====== Given data

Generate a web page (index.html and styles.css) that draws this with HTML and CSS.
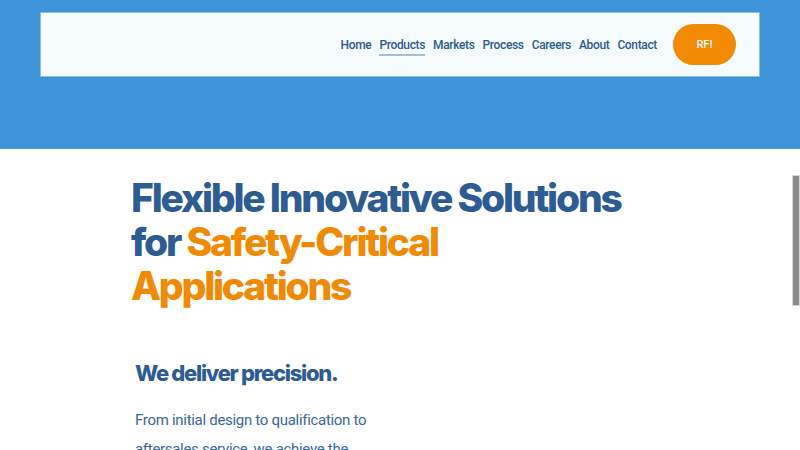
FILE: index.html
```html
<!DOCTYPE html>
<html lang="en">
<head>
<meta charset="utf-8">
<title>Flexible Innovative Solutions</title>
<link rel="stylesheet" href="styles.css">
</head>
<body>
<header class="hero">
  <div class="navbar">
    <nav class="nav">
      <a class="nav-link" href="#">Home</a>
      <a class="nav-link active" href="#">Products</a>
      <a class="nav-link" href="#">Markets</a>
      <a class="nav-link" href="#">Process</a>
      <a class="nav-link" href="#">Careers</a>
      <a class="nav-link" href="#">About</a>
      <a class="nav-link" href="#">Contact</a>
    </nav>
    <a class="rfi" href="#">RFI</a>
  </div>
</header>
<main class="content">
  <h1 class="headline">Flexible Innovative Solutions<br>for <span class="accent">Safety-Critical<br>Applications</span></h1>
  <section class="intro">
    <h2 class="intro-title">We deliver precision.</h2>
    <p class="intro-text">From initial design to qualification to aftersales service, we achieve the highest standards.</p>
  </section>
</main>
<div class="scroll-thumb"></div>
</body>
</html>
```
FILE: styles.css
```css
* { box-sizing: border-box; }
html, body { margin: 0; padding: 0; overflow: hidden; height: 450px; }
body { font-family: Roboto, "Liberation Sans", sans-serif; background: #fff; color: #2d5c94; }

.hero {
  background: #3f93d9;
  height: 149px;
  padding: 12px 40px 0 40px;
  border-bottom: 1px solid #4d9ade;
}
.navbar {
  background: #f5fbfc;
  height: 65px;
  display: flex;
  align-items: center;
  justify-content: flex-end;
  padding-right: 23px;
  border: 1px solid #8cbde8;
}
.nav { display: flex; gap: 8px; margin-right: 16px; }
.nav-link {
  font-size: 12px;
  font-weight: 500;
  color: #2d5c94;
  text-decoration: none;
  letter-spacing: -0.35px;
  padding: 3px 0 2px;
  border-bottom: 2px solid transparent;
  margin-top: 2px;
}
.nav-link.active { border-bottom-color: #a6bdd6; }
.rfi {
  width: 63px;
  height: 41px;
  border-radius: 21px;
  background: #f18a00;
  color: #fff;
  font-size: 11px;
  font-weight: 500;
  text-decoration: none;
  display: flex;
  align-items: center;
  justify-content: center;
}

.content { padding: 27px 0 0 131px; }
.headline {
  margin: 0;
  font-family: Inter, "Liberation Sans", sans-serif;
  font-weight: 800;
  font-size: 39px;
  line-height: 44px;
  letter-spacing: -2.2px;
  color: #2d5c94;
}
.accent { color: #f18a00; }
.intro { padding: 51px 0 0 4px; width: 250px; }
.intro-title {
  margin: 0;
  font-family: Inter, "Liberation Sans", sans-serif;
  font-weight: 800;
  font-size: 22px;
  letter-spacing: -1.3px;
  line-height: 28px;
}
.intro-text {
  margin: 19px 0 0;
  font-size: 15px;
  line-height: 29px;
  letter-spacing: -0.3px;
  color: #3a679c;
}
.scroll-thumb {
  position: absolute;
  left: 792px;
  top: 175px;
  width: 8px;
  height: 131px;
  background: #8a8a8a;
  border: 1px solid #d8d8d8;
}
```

============

What is required ▸ Copy every single line of the material above that holds "index".

Solution to this task ▸
Generate a web page (index.html and styles.css) that draws this with HTML and CSS.
FILE: index.html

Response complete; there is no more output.